Mr Christmas, Christopher Bell (credit Drew Farrell)

Mischievously, Bell compares that the current situation for choirs to the resourcefulness of Catholics after the Reformation, meeting in secret to sing the Mass in Latin.

“There are people still singing and keeping the flame alive, and we are trying our best to keep Scotland’s young people singing. We are just having to do it online. The NYCOS regional choirs across the country have been rehearsing online since September, and have had online Christmas events.” 

After detailed risk assessments, one choir met outside, in a park. Groups of no more than 20 gathered to a strict timetable for half an hour of singing, and then had to return, by a different route, to the carpark where parents waited.

“At the end, it left us thinking that those choirs working in areas in Tier 1 and 2 could feasibly have outdoor events.”

There has been a positive side to learning to work online as well.

“For NYCOS it has been a huge opportunity. When we did our Kodaly teaching in August, we had 300 participants including people in Australia, Hong Kong, New Zealand, Singapore, England, Ireland, and Scandinavia. People joined our online courses who wouldn’t have been able to do it.

“The NYCOS philosophy and NYCOS publications have been winging their way to the four corners of the world as a result of being able to do our courses online. We are currently talking about how we can capitalise on that in the new year.”

And there have been more specific practical benefits in learning to operate online.

“Boys’ voices change, and between our auditions in November and course in April is long enough for significant changes in the voices of the boys we’ve chosen. So frequently at the start of the course I have a mad morning listening to 40 or 50 boys to hear whether their voices have changed since I last heard them. Zoom is going to allow me to do that in the days before the course.

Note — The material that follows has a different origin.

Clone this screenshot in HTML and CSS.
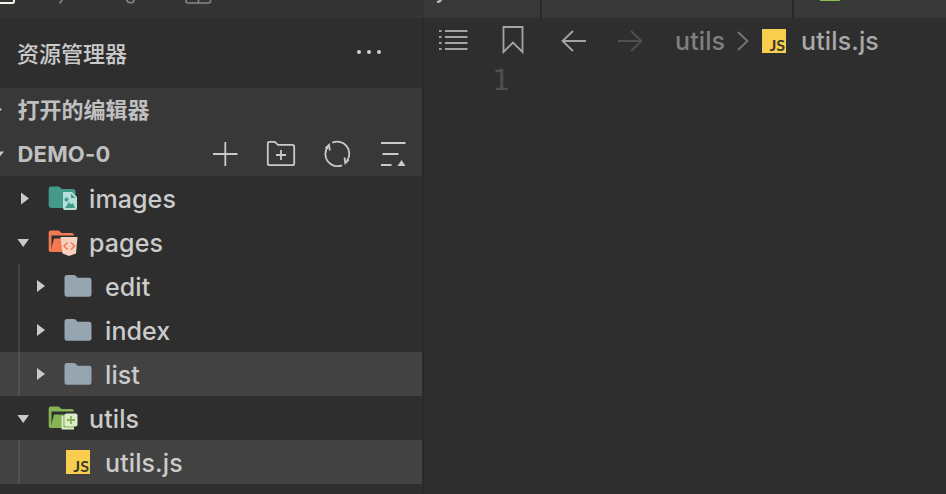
FILE: index.html
```
<!DOCTYPE html>
<html lang="zh-CN">
<head>
    <meta charset="UTF-8">
    <meta name="viewport" content="width=device-width, initial-scale=1.0">
    <title>utils.js</title>
    <link rel="stylesheet" href="styles.css">
</head>
<body>
    <div class="sidebar">
        <div class="toolbar">
            <svg width="422" height="18" viewBox="0 0 422 18" fill="none" stroke="#858585" stroke-width="1.6">
                <path d="M-2 3H12.5Q14 3 14 1V-2" stroke="#f4f4ec" stroke-width="2"/>
                <path d="M59.5 3.5L63 -1"/>
                <path d="M126.500 -1Q127 2.800 130.500 2.800Q134 2.800 134.500 -1"/>
                <path d="M186 -2V1Q186 3 188 3H208.500Q210.500 3 210.500 1V-2M198.500 -2V3"/>
            </svg>
        </div>
        <div class="title">
            <span>资源管理器</span>
            <svg class="more" width="28" height="6" viewBox="0 0 28 6" fill="#cfcfcf">
                <circle cx="4" cy="3" r="2"/><circle cx="14" cy="3" r="2"/><circle cx="24" cy="3" r="2"/>
            </svg>
        </div>
        <div class="section">
            <svg class="fold" width="6" height="12" viewBox="0 0 6 12"><path d="M-4 1L2 5.500L-4 10Z" fill="#c5c5c5"/></svg>
            <span class="section-cn">打开的编辑器</span>
        </div>
        <div class="section">
            <svg class="fold" width="6" height="12" viewBox="0 0 6 12"><path d="M-7 3.500H4L-1.500 10.500Z" fill="#c5c5c5"/></svg>
            <span class="section-name">DEMO-0</span>
            <div class="actions">
                <svg width="30" height="30" viewBox="0 0 30 30"><path d="M3 15H27.500M15.300 3V27"/></svg>
                <svg width="30" height="30" viewBox="0 0 30 30">
                    <path d="M1.800 25V4.500Q1.800 2.800 3.500 2.800H8.800L12 5.800H26.500Q28.200 5.800 28.200 7.500V24.500Q28.200 26.200 26.500 26.200H3.500Q1.800 26.200 1.800 24.500ZM10 16H20M15 11V21"/>
                </svg>
                <svg width="30" height="30" viewBox="0 0 30 30">
                    <path d="M10.200 3.700A12.100 12.100 0 0 1 25.200 21.500M20 26.300A12.100 12.100 0 0 1 5.800 7.800"/>
                    <path d="M3.500 9.500L7 6L7.800 11.500M22.500 18.500L23.300 24L26.800 20.500"/>
                </svg>
                <svg width="30" height="30" viewBox="0 0 30 30">
                    <path d="M3 4H27.500M4.500 15H20.500M3 26H13.500"/><path d="M19.500 27L23.500 21L27.500 27Z" fill="#cacaca" stroke="none"/>
                </svg>
            </div>
        </div>

        <div class="row">
            <svg class="arrow" width="12" height="14" viewBox="0 0 12 14"><path d="M2 1.500L10 7.500L2 13.500Z"/></svg>
            <svg class="icon" width="30" height="28" viewBox="0 0 30 28">
                <path d="M.7 5Q.7 2.500 3.200 2.500H11L14 5H25Q27.500 5 27.500 7.500V24H3.700Q.7 24 .7 21Z" fill="#43998a"/>
                <path d="M16 8H24L29 13V24Q29 26 27 26H17Q15 26 15 24V9Q15 8 16 8Z" fill="#b5dfd8"/>
                <path d="M23 9.500V14H27.500ZM17 24L21 18L23 20.500L25 19L27 24Z" fill="#43998a"/>
                <circle cx="18.500" cy="15.500" r="2" fill="#43998a"/>
            </svg>
            <span class="name">images</span>
        </div>
        <div class="row">
            <svg class="arrow down" width="12" height="14" viewBox="0 0 12 14"><path d="M-1.500 4H10L4.200 12Z"/></svg>
            <svg class="icon" width="30" height="28" viewBox="0 0 30 28">
                <path d="M.7 4.500Q.7 2.500 2.700 2.500H10.500L13.500 5H24Q26 5 26 7.500H3.500V24Q.7 24 .7 22Z" fill="#f27a50"/>
                <path d="M6 10.500H26V24H2.500Z" fill="#f27a50"/>
                <path d="M12.500 9H29.500L28 25.500L21 28L14.500 25.500Z" fill="#f9cfc0"/>
                <path d="M19.500 14.500L16 18L19.500 21.500M23 14.500L26.500 18L23 21.500" fill="none" stroke="#f27a50" stroke-width="1.500"/>
            </svg>
            <span class="name">pages</span>
        </div>
        <div class="children">
            <div class="row">
                <svg class="arrow" width="12" height="14" viewBox="0 0 12 14"><path d="M2 1L10 7L2 13Z"/></svg>
                <svg class="icon" width="30" height="28" viewBox="0 0 30 28"><path d="M.5 5.500Q.5 3 3 3H10Q12 3 13.500 5.800H25Q27.500 5.800 27.500 8.500V22Q27.500 24.800 25 24.800H3Q.5 24.800 .5 22Z" fill="#95a5b1"/></svg>
                <span class="name">edit</span>
            </div>
            <div class="row">
                <svg class="arrow" width="12" height="14" viewBox="0 0 12 14"><path d="M2 1L10 7L2 13Z"/></svg>
                <svg class="icon" width="30" height="28" viewBox="0 0 30 28"><path d="M.5 5.500Q.5 3 3 3H10Q12 3 13.500 5.800H25Q27.500 5.800 27.500 8.500V22Q27.500 24.800 25 24.800H3Q.5 24.800 .5 22Z" fill="#95a5b1"/></svg>
                <span class="name">index</span>
            </div>
            <div class="row active">
                <svg class="arrow" width="12" height="14" viewBox="0 0 12 14"><path d="M2 1L10 7L2 13Z"/></svg>
                <svg class="icon" width="30" height="28" viewBox="0 0 30 28"><path d="M.5 5.500Q.5 3 3 3H10Q12 3 13.500 5.800H25Q27.500 5.800 27.500 8.500V22Q27.500 24.800 25 24.800H3Q.5 24.800 .5 22Z" fill="#95a5b1"/></svg>
                <span class="name">list</span>
            </div>
        </div>
        <div class="row">
            <svg class="arrow down" width="12" height="14" viewBox="0 0 12 14"><path d="M-1.500 4H10L4.200 12Z"/></svg>
            <svg class="icon" width="30" height="28" viewBox="0 0 30 28">
                <path d="M.7 4.500Q.7 2.500 2.700 2.500H10.500L13.500 5H24Q26 5 26 7.500H3.500V24Q.7 24 .7 22Z" fill="#86b455"/>
                <path d="M6 10.500H26V24H2.500Z" fill="#86b455"/>
                <path d="M14.500 12V24.500H26" fill="none" stroke="#dcebcb" stroke-width="1.8"/>
                <rect x="16.500" y="9.500" width="13" height="13" rx="2" fill="#dcebcb"/>
                <path d="M23 12V20M19 16H27" stroke="#86b455" stroke-width="1.8"/>
            </svg>
            <span class="name">utils</span>
        </div>
        <div class="children">
            <div class="row active file">
                <span class="js"><b>JS</b></span>
                <span class="name">utils.js</span>
            </div>
        </div>
    </div>

    <div class="editor">
        <div class="tabs">
            <div class="tab first"><svg width="40" height="18" viewBox="0 0 40 18"><path d="M13 1.800Q17 2 17.300 -2" fill="none" stroke="#bdbdbd" stroke-width="2.200"/></svg></div>
            <div class="tab second"></div>
            <div class="tab last"><svg width="60" height="18" viewBox="0 0 60 18"><path d="M26 -1H46V0Q46 1 45 1H27Q26 1 26 0Z" fill="#8bc34a"/></svg></div>
        </div>
        <div class="breadcrumb">
            <svg class="list-icon" width="30" height="24" viewBox="0 0 30 24">
                <path d="M7 3H29.500M7 9H29.500M7 15H29.500M7 21H29.500"/><path d="M1 3H3.500M1 9H3.500M1 15H3.500M1 21H3.500"/>
            </svg>
            <svg class="mark-icon" width="22" height="30" viewBox="0 0 22 30"><path d="M1.500 2H20.500V27L11 17.500L1.500 27Z"/></svg>
            <svg class="nav-icon" width="26" height="24" viewBox="0 0 26 24"><path d="M25 12H1.500M12 2L1.500 12L12 22"/></svg>
            <svg class="nav-icon disabled" width="26" height="24" viewBox="0 0 26 24"><path d="M1 12H24.500M14 2L24.500 12L14 22"/></svg>
            <span class="crumb">utils</span>
            <svg class="sep" width="12" height="22" viewBox="0 0 12 22"><path d="M1 2L10.500 11L1 20"/></svg>
            <span class="js"><b>JS</b></span>
            <span class="crumb current">utils.js</span>
        </div>
        <div class="code"><span class="line-number">1</span></div>
    </div>
</body>
</html>
```
FILE: styles.css
```
* {
    margin: 0;
    padding: 0;
    box-sizing: border-box;
}

body {
    display: flex;
    height: 100vh;
    overflow: hidden;
    background: #2e2e2e;
    color: #cbcbcb;
    font-family: Inter, "Noto Sans CJK SC", sans-serif;
}

svg {
    display: block;
    flex: none;
}

.sidebar {
    width: 424px;
    flex: none;
    border-right: 2px solid #292929;
}

.toolbar {
    height: 18px;
    width: 424px;
    background: #343434;
}

.title {
    display: flex;
    align-items: center;
    justify-content: space-between;
    height: 70px;
    padding: 0 39px 2px 17px;
    font-size: 22px;
    font-weight: 500;
}

.section {
    display: flex;
    align-items: center;
    height: 44px;
    background: #383838;
    color: #c0c0c0;
    font-weight: 700;
}

.fold {
    margin-right: 11.5px;
}

.section-cn {
    padding-bottom: 4px;
    font-size: 22px;
}

.section-name {
    font-size: 22px;
    letter-spacing: 0.2px;
}

.actions {
    display: flex;
    gap: 26px;
    margin-left: auto;
    padding-right: 14px;
}

.actions svg {
    fill: none;
    stroke: #cacaca;
    stroke-width: 1.8;
}

.row {
    display: flex;
    align-items: center;
    height: 44px;
    padding-left: 19px;
}

.arrow {
    fill: #cbcbcb;
    margin-right: 17px;
}

.down {
    overflow: visible;
}

.icon {
    margin-right: 11px;
}

.name {
    font-size: 25px;
    font-weight: 450;
    line-height: 44px;
    letter-spacing: 0.1px;
    padding-top: 2px;
}

.children {
    background: linear-gradient(#454545, #454545) 18px 0 / 2px 100% no-repeat;
}

.children .row {
    padding-left: 35px;
}

.active {
    background: linear-gradient(#505050, #505050) 18px 0 / 2px 100% no-repeat #424242;
}

.children .file {
    padding-left: 66px;
}

.js {
    display: flex;
    align-items: flex-end;
    justify-content: flex-end;
    width: 24px;
    height: 24px;
    padding: 0 1px 1px 0;
    background: #f9ce4e;
    color: #3b392f;
    font: 16px/15px Lato, sans-serif;
}

.file .js {
    margin-right: 15px;
}

.editor {
    flex: 1;
}

.tabs {
    display: flex;
    height: 18px;
    background: #383838;
}

.tab {
    border-right: 2px solid #292929;
}

.first {
    width: 118px;
}

.second {
    width: 252px;
}

.last {
    border: none;
}

.breadcrumb {
    display: flex;
    align-items: center;
    height: 46px;
    padding-left: 14px;
    fill: none;
    stroke: #a5a5a5;
    stroke-width: 1.8;
}

.list-icon {
    margin-right: 34px;
    margin-top: -2px;
}

.mark-icon {
    margin-right: 37px;
    margin-top: -2px;
}

.nav-icon {
    margin-right: 30px;
}

.disabled {
    stroke: #505050;
    margin-right: 32px;
}

.crumb {
    color: #7f7f7f;
    font-size: 25px;
    font-weight: 450;
    letter-spacing: 0.1px;
}

.sep {
    stroke: #777;
    margin: 0 13px 0 12px;
}

.js + .current {
    color: #a9a9a9;
    margin-left: 15px;
}

.code {
    margin-top: -1px;
    padding-left: 68px;
    color: #505050;
    font: 29px/34px "DejaVu Sans Mono", monospace;
}
```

“Singing teachers are now able to do consultation online, and share resources. We are going to be able to be better at what we do as a result of Zoom. Nobody wanted to do a singing lesson online prior to March, but this has opened our eyes to the fact that it is possible.”

But the Christmas concerts that were another aspect of Christopher Bell’s career are another matter. 

He has a good story about being recognised at his local petrol station with the question: “Are you the guy that does Christmas?” His interrogator went on to say that a family outing to the RSNO’s Christmas Concert at the Usher Hall always marked the official start to his festive season.

Bell had handed on the mantle of chorusmaster at the RSNO Junior Chorus and his staff link with the orchestra before the current crisis, but the days of conducting as many as 18 Christmas concerts are understandably on his mind at the moment, and technology cannot replicate the thrill of those events.

“It was about engaging with the audience, giving people that warm feeling at Christmas time. I need the orchestra, the choir and the hall; we inspire each other to create a unique experience.

“I did RSNO Christmas concerts for 25 years, and I will need to find something to replace it next year. I’m not sure if Christopher Bell’s Christmas Concerts would have marketing appeal, but maybe we’ll test the market.”

The NYCOS mini album Until We Meet Again and the single I Pray are out now on Signum Classics.